## BEGIN

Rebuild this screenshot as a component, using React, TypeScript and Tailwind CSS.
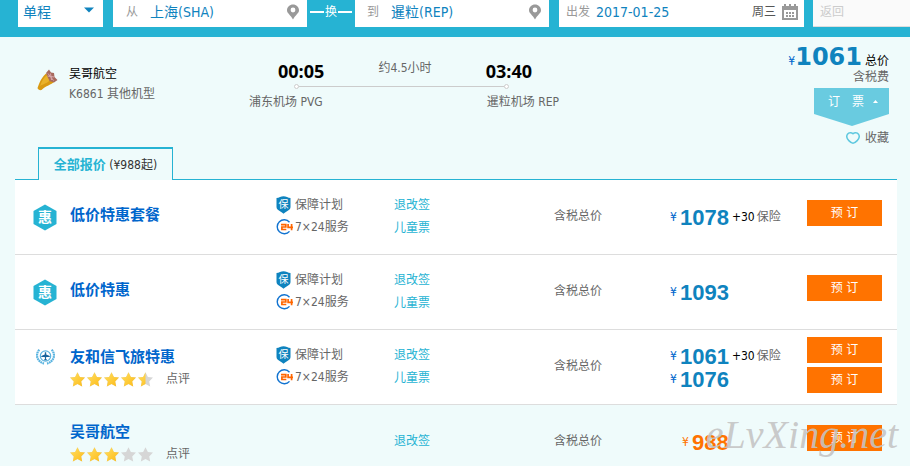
import { ReactNode, useState } from "react";

type Price = { amount: number; insurance?: number };

type Offer = {
  name: string;
  badge?: "deal" | "union";
  stars?: number;
  services: boolean;
  childTicket: boolean;
  prices: Price[];
  cheapest?: boolean;
};

const offers: Offer[] = [
  { name: "低价特惠套餐", badge: "deal", services: true, childTicket: true, prices: [{ amount: 1078, insurance: 30 }] },
  { name: "低价特惠", badge: "deal", services: true, childTicket: true, prices: [{ amount: 1093 }] },
  {
    name: "友和信飞旅特惠",
    badge: "union",
    stars: 4.5,
    services: true,
    childTicket: true,
    prices: [{ amount: 1061, insurance: 30 }, { amount: 1076 }],
  },
  { name: "吴哥航空", stars: 3, services: false, childTicket: false, prices: [{ amount: 988 }], cheapest: true },
];

const STAR = "M7.5 0.2 L9.9 4.9 L15 5.6 L11.2 9.4 L12.2 14.6 L7.5 12.1 L2.8 14.6 L3.8 9.4 L0 5.6 L5.1 4.9 Z";

const PinIcon = () => (
  <svg className="w-3 h-4 shrink-0" viewBox="0 0 12 16">
    <path
      fillRule="evenodd"
      fill="#999"
      d="M6 0.5 C2.7 0.5 0 3.1 0 6.2 C0 9.4 3.6 10.8 6 15.5 C8.4 10.8 12 9.4 12 6.2 C12 3.1 9.3 0.5 6 0.5 Z M6 3.6 A2.4 2.4 0 1 1 6 8.4 A2.4 2.4 0 1 1 6 3.6 Z"
    />
  </svg>
);

const CalendarIcon = () => (
  <svg className="w-4 h-4 shrink-0" viewBox="0 0 16 16" shapeRendering="crispEdges">
    <path fill="#999" d="M0 2h2V0h2v2h3V0h2v2h3V0h2v2h2v14H0z" />
    <path fill="#fff" d="M2 6h12v8H2z" />
    <path fill="#999" d="M7 8h2v2H7z M10 8h2v2h-2z M4 11h2v2H4z M7 11h2v2H7z M10 11h2v2h-2z M4 8h2v2H4z" />
  </svg>
);

const AirlineLogo = () => (
  <svg className="w-[21px] h-[22px]" viewBox="0 0 21 22">
    <path fill="#d99a12" d="M0.5 19 C2 16 2.5 10.5 9 4.5 L17.5 12.5 C14 16 9 16.5 4.5 21 C3 21.5 1 20.8 0.5 19 Z" />
    <path fill="#e9b32a" d="M3 17 C5 12 6.5 9 9.5 6.5 L13 11 C10 14.5 6 15 3 17 Z" />
    <path fill="#a86a5e" d="M9 4 L12 0.5 L14 3.5 L17 4 L17.5 8 L20.5 11 L17 13.5 L12.5 12 L10.5 7.5 Z" />
    <path stroke="#d9a9ae" strokeWidth="1" fill="none" d="M11 4.5 L16.5 11.5 M13.5 4.5 L14.5 11 M10.5 7 L17 8" />
  </svg>
);

const DealBadge = () => (
  <svg className="w-6 h-[27px]" viewBox="0 0 24 27">
    <path fill="#26b3d3" d="M12 0.5 L23.5 7 V20 L12 26.5 L0.5 20 V7 Z" />
    <text x="12" y="18" textAnchor="middle" fontSize="14" fontWeight="700" fill="#fff">
      惠
    </text>
  </svg>
);

const UnionBadge = () => (
  <svg className="w-[19px] h-4" viewBox="0 0 19 16">
    <g fill="none" stroke="#5ab4e0">
      <circle cx="9.5" cy="7" r="5.2" strokeWidth="1.2" />
      <path strokeWidth="2.2" strokeDasharray="1.8 0.5" d="M3.4 0.8 C-1 5 0.8 12.5 8 14.6 M15.6 0.8 C20 5 18.2 12.5 11 14.6" />
    </g>
    <path fill="#17639c" d="M8.8 3.2 h1.4 v2.4 l3.5 1.3 v1 h-3.5 l-0.2 2 1 0.8 v0.6 h-3 v-0.6 l1 -0.8 -0.2 -2 H5.3 v-1 l3.5 -1.3 Z" />
  </svg>
);

const ShieldIcon = () => (
  <svg className="w-[15px] h-[18px] shrink-0" viewBox="0 0 15 18">
    <path fill="#0f83be" d="M0.5 2 C3 2 5 0.3 7.5 0.3 C10 0.3 12 2 14.5 2 V11 C14.5 14.5 9.5 15.5 7.5 17.8 C5.5 15.5 0.5 14.5 0.5 11 Z" />
    <text x="7.5" y="12" textAnchor="middle" fontSize="10" fill="#fff">
      保
    </text>
  </svg>
);

const ServiceIcon = () => (
  <svg className="w-[17px] h-4 shrink-0" viewBox="0 0 17 16">
    <path fill="none" stroke="#1173d0" strokeWidth="1.4" d="M13.5 3.2 A7 7 0 1 0 13.5 12.4" />
    <path
      fill="none"
      stroke="#ff6600"
      strokeWidth="1.7"
      d="M5 5.7 H9.8 V8 H5.9 V10.5 H10.3 M12.1 5 V8.4 H17 M15.6 5 V11.2"
    />
  </svg>
);

const HeartIcon = () => (
  <svg className="w-[14px] h-3" viewBox="0 0 14 12">
    <path
      fill="none"
      stroke="#5fc8df"
      strokeWidth="1.5"
      d="M7 1.8 C5.5 0.4 2.8 0.5 1.5 2.2 C0.2 4.2 1 6.8 2.8 8.6 C4 9.8 5.6 11.2 7 11.2 C8.4 11.2 10 9.8 11.2 8.6 C13 6.8 13.8 4.2 12.5 2.2 C11.2 0.5 8.5 0.4 7 1.8 Z"
    />
  </svg>
);

const Stars = ({ value }: { value: number }) => (
  <svg className="w-[85px] h-[15px]" viewBox="0 0 85 15" role="img" aria-label={`${value} / 5`}>
    <defs>
      <linearGradient id="gold" x1="0" y1="0" x2="1" y2="1">
        <stop offset="0" stopColor="#ffe066" />
        <stop offset="1" stopColor="#fdb913" />
      </linearGradient>
      <clipPath id="half">
        <rect width="7.5" height="15" />
      </clipPath>
    </defs>
    {[0, 1, 2, 3, 4].map((i) => (
      <g key={i} transform={`translate(${i * 17} 0)`}>
        <path d={STAR} fill="#d6d6d6" />
        {value > i && <path d={STAR} fill="url(#gold)" clipPath={value - i < 1 ? "url(#half)" : undefined} />}
      </g>
    ))}
  </svg>
);

const Field = ({ id, label, value, className, children }: { id: string; label: string; value: string; className: string; children?: ReactNode }) => {
  const [text, setText] = useState(value);
  return (
    <div className={`flex h-[27px] min-w-0 grow items-center bg-white pb-1 ${className}`}>
      <label htmlFor={id} className="shrink-0 text-[#999]">{label}</label>
      <input
        id={id}
        value={text}
        onChange={(e) => setText(e.target.value)}
        className="min-w-0 flex-1 bg-transparent text-sm leading-5 text-[#0f83be] outline-none"
      />
      {children}
    </div>
  );
};

const SearchBar = () => (
  <header className="flex items-start bg-[#26b3d3] pl-[18px] pb-[10px]">
    <div className="relative flex h-[27px] w-[85px] shrink-0 bg-white">
      <select aria-label="行程类型" className="w-full appearance-none bg-transparent pl-[5px] pb-1 text-sm leading-5 text-[#0f83be] outline-none">
        <option>单程</option>
        <option>往返</option>
      </select>
      <svg className="pointer-events-none absolute right-[9px] top-[7px] w-[10px] h-[6px]" viewBox="0 0 10 6">
        <path fill="#0f83be" d="M0 0.5 H10 L5 5.5 Z" />
      </svg>
    </div>
    <Field id="from" label="从" value="上海(SHA)" className="ml-[10px] basis-[194px] pl-[13px] pr-2 gap-3">
      <PinIcon />
    </Field>
    <button type="button" className="flex h-6 w-12 shrink-0 items-center justify-center gap-px text-white">
      <span className="h-0.5 w-[14px] bg-white" />
      换
      <span className="h-0.5 w-[14px] bg-white" />
    </button>
    <Field id="to" label="到" value="暹粒(REP)" className="basis-[194px] pl-3 pr-2 gap-3">
      <PinIcon />
    </Field>
    <Field id="depart" label="出发" value="2017-01-25" className="ml-[10px] basis-[245px] pl-[7px] pr-[6px] gap-[6px]">
      <span className="shrink-0 text-[#555]">周三</span>
      <CalendarIcon />
    </Field>
    <div className="ml-[9px] flex h-[27px] w-[97px] shrink-0 items-center border-b border-[#ddd] bg-[#fafafa] pl-[7px] pb-0.5">
      <label htmlFor="return" className="text-[#ccc]">返回</label>
      <input id="return" disabled className="w-12 bg-transparent" />
    </div>
  </header>
);

const FlightSummary = () => (
  <section className="flex items-start pl-[37px] pr-[21px] h-[110px]">
    <div className="mt-8 w-8 shrink-0">
      <AirlineLogo />
    </div>
    <div className="mt-[27px] w-[180px] shrink-0 leading-5">
      <div className="text-black">吴哥航空</div>
      <div>K6861 其他机型</div>
    </div>
    <div className="mt-6 w-[310px] shrink-0">
      <div className="flex items-start justify-between pl-[29px] pr-[27px]">
        <b className="font-['Open_Sans'] text-lg leading-5 text-black">00:05</b>
        <span className="leading-[14px]">约4.5小时</span>
        <b className="font-['Open_Sans'] text-lg leading-5 text-black">03:40</b>
      </div>
      <svg className="ml-[45px] mt-[3px] block w-[215px] h-[5px]" viewBox="0 0 215 5">
        <path stroke="#ccc" d="M5 2.5 H210" />
        <circle cx="2.5" cy="2.5" r="2" fill="#fff" stroke="#ccc" />
        <circle cx="212.5" cy="2.5" r="2" fill="#fff" stroke="#ccc" />
      </svg>
      <div className="mt-[3px] flex justify-between leading-5">
        <span>浦东机场 PVG</span>
        <span>暹粒机场 REP</span>
      </div>
    </div>
    <div className="ml-auto mt-[6px] flex flex-col items-end">
      <div className="flex h-[26px] items-baseline leading-6">
        <span className="text-[#0066cc]">¥</span>
        <b className="font-['DejaVu_Sans'] text-2xl leading-7 text-[#0f83be]">1061</b>
        <span className="ml-[3px] text-black">总价</span>
      </div>
      <div className="leading-4">含税费</div>
      <button type="button" className="relative mt-[3px] flex h-[38px] w-[75px] items-start pl-[14px] text-white">
        <svg className="absolute inset-0 w-full h-full" viewBox="0 0 75 38">
          <path fill="#69cbe0" d="M0 0 H75 V26 L38 38 L0 26 Z" />
          <path fill="#fff" d="M59 15 L61.5 12 L64 15 Z" />
        </svg>
        <span className="relative leading-7">订　票</span>
      </button>
      <button type="button" className="mt-1 flex items-center gap-[5px] leading-4">
        <HeartIcon />
        收藏
      </button>
    </div>
  </section>
);

const OfferRow = ({ offer }: { offer: Offer }) => {
  const double = offer.prices.length > 1;
  return (
    <tr className={offer.cheapest ? "h-[60px]" : "h-[75px] bg-white [&>td]:border-b [&>td]:border-[#ddd]"}>
      <td className={offer.badge === "deal" ? "pt-6 pl-[18px]" : "pt-[19px] pl-[21px]"}>
        {offer.badge === "deal" && <DealBadge />}
        {offer.badge === "union" && <UnionBadge />}
      </td>
      <td className={offer.stars ? "pt-[17px]" : "pt-[25px]"}>
        <a href="#" className="text-[15px] font-bold leading-5 text-[#0066cc]">{offer.name}</a>
        {offer.stars && (
          <div className="mt-1 flex items-center gap-[11px] leading-4">
            <Stars value={offer.stars} />
            点评
          </div>
        )}
      </td>
      <td className="pt-[14px]">
        {offer.services && (
          <>
            <div className="flex h-[22px] items-center gap-1">
              <ShieldIcon />
              保障计划
            </div>
            <div className="flex h-[22px] items-center gap-0.5">
              <ServiceIcon />
              7×24服务
            </div>
          </>
        )}
      </td>
      <td className={offer.childTicket ? "pt-[14px]" : "pt-[25px]"}>
        <a href="#" className="block leading-[23px] text-[#26b3d3]">退改签</a>
        {offer.childTicket && <a href="#" className="block leading-[23px] text-[#26b3d3]">儿童票</a>}
      </td>
      <td className="pt-[26px] leading-5">含税总价</td>
      <td className={double ? "pt-[15px]" : "pt-[26px]"}>
        {offer.prices.map((p) => (
          <div key={p.amount} className={`flex items-center leading-[23px] ${offer.cheapest ? "pl-3 text-[#ff7300]" : "text-[#0f83be]"}`}>
            <span className={offer.cheapest ? "w-[10px]" : "w-[10px] text-[#0066cc]"}>¥</span>
            <b className="font-['Liberation_Sans'] text-[22px] leading-[23px]">{p.amount}</b>
            {p.insurance && (
              <span className="ml-[3px] text-[#666]">
                <span className="mr-0.5 text-black">+{p.insurance}</span>保险
              </span>
            )}
          </div>
        ))}
      </td>
      <td className={`pr-[15px] ${double ? "pt-[7px]" : "pt-5"}`}>
        <div className="flex flex-col gap-1">
          {offer.prices.map((p) => (
            <button key={p.amount} type="button" className="h-[26px] bg-[#ff7300] text-white">预 订</button>
          ))}
        </div>
      </td>
    </tr>
  );
};

export default function App() {
  return (
    <main className="relative min-h-screen min-w-[900px] overflow-hidden bg-[#effbfb] font-['DejaVu_Sans_Condensed','Noto_Sans_CJK_SC',sans-serif] text-xs text-[#666]">
      <SearchBar />
      <FlightSummary />

      <section className="pl-[15px] pr-[13px]">
        <div className="border-b border-[#26b3d3] pl-[23px]">
          <button type="button" className="relative -mb-px block h-[33px] w-[135px] border-x border-t-2 border-[#26b3d3] bg-[#effbfb] text-[#333]">
            <b className="text-[13px] text-[#26b3d3]">全部报价</b> (¥988起)
          </button>
        </div>
        <table className="w-full table-fixed border-separate border-spacing-0 [&_td]:align-top">
          <colgroup>
            <col className="w-[55px]" />
            <col />
            <col className="w-[118px]" />
            <col className="w-[160px]" />
            <col className="w-[116px]" />
            <col className="w-[137px]" />
            <col className="w-[90px]" />
          </colgroup>
          <tbody>
            {offers.map((offer) => (
              <OfferRow key={offer.name} offer={offer} />
            ))}
          </tbody>
        </table>
      </section>

      {/* 水印 */}
      <div className="pointer-events-none absolute bottom-2 right-3 font-['Liberation_Serif'] text-[40px] italic leading-[46px] text-[#c4c4c4]/90">
        eLvXing.net
      </div>
    </main>
  );
}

## END

§ Exercise directions:
From the first line above to the line containing "number; insurance?: number", repeat each line exactly. Pictures stay out.

§ Output:
Rebuild this screenshot as a component, using React, TypeScript and Tailwind CSS.
import { ReactNode, useState } from "react";

type Price = { amount: number; insurance?: number };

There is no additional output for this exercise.